We jumped into a rented car and Tom masterfully drove the winding (SUPER winding--hairpin city) coast road, on the left (Brit. style), the entire length of the island, to Charlotteville on the northern coast--about 1 1/2 hours. Cam and Tom were scheduled to begin their PADI (diving certification) course the next morning.

Trinidad and Tobago are the southernmost islands of the Caribbean, and lie not far off the coast of Venezuela. (When we realized how close we were, only 38 miles, we looked into taking a ferry over but found it goes only once a week).  The two islands are populated by descendants of the many groups who were brought to the islands as labor on the plantations,  notably India and Africa but also Syria, Portugal, China. There is a different vibe than in some other Caribbean countries, and only little catering to tourists--no big resorts. Why, you might ask? Oil.

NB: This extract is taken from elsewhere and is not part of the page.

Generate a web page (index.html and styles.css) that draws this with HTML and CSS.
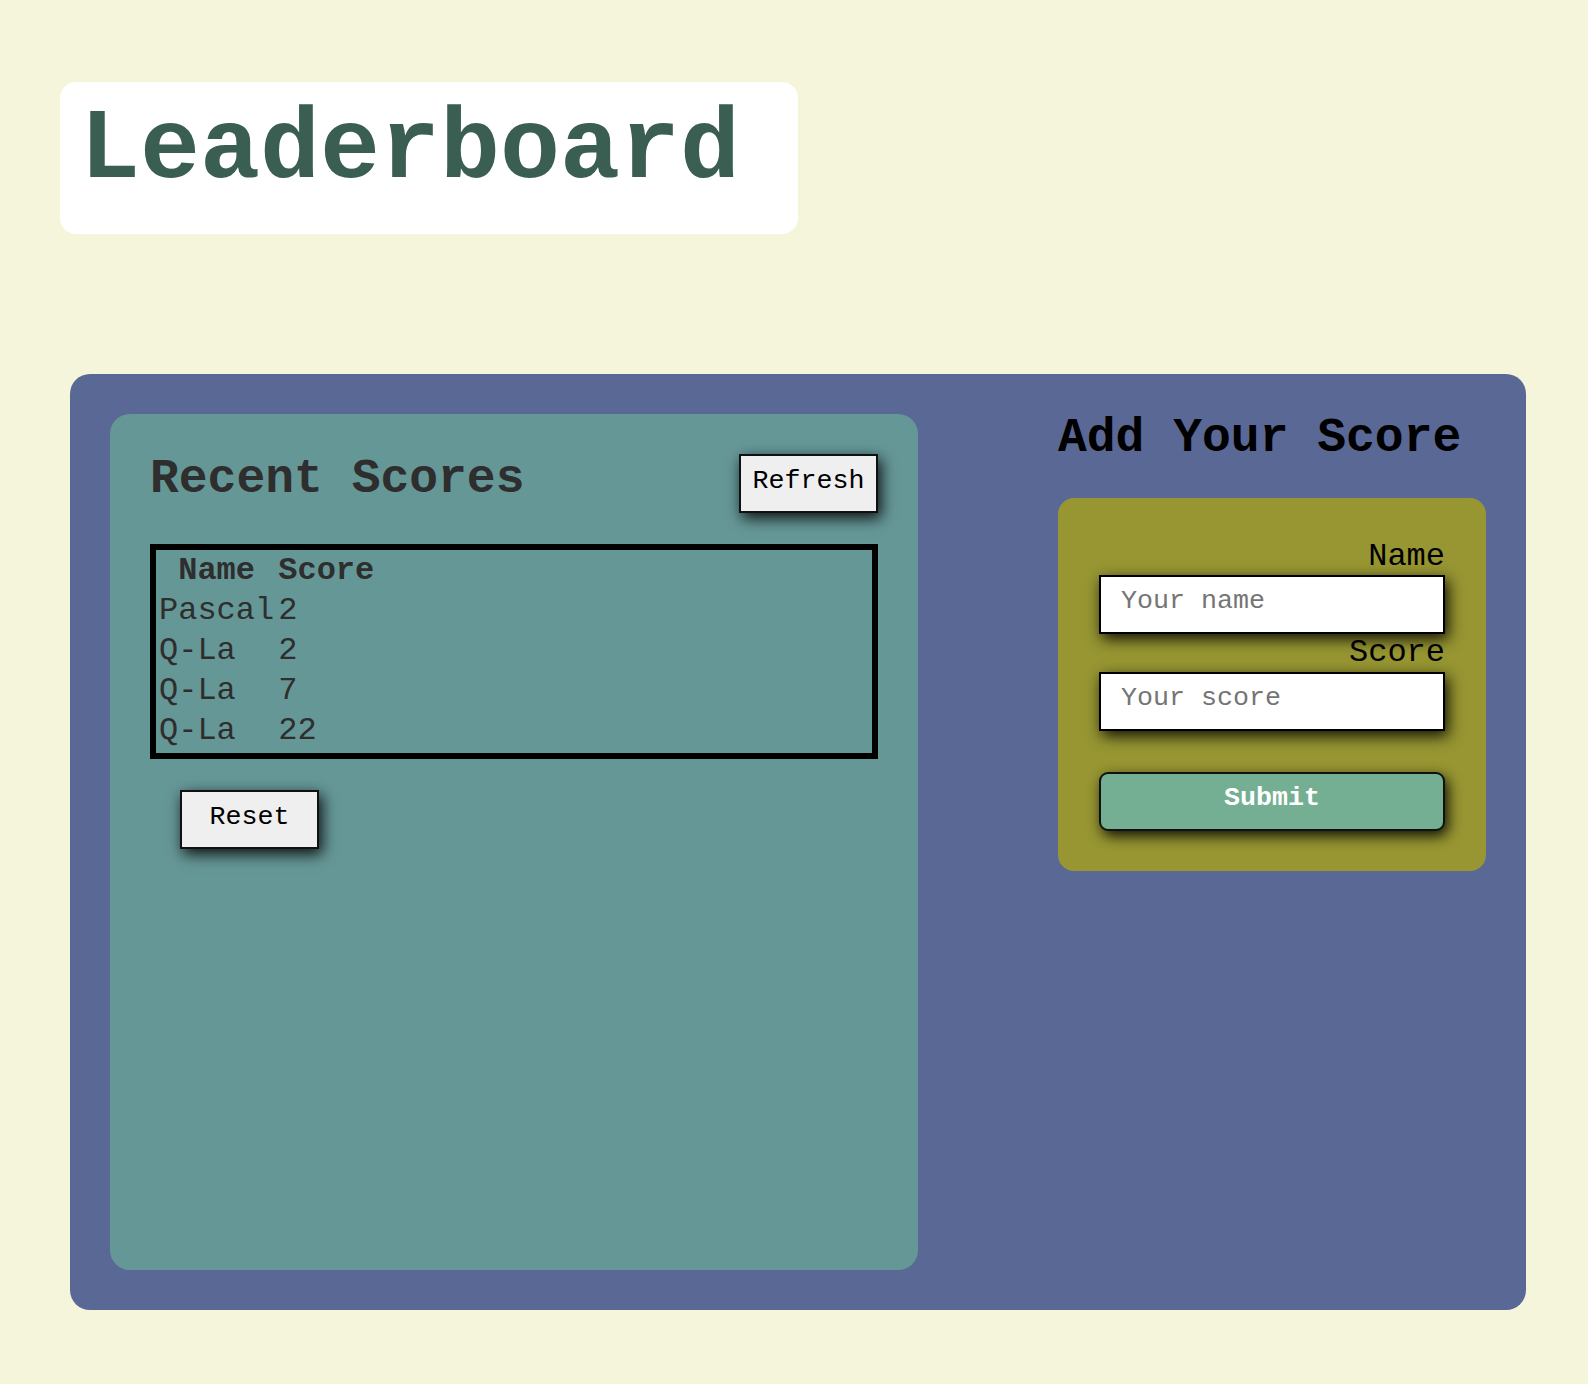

Tobago is much smaller (41 X 14 km; with 54,000 of the country's 1.2 million people) and more laid back than Trinidad. Fishing is big. And mostly people are black on Tobago, whereas black and Indian are about equal on Trinidad with many mixed race.

Diving prep---

Cam and Tom had completed the online portion of the PADI course, and Tom was game to try the practical but his ears were bothering him.  He had to bail at the end of the first of three days, having completed all the elements save the open water dives.

Ben and Cam coming in from a dive

Tom and parrot have a conversation
How big was the shark you were RIGHT NEXT TO, Cam?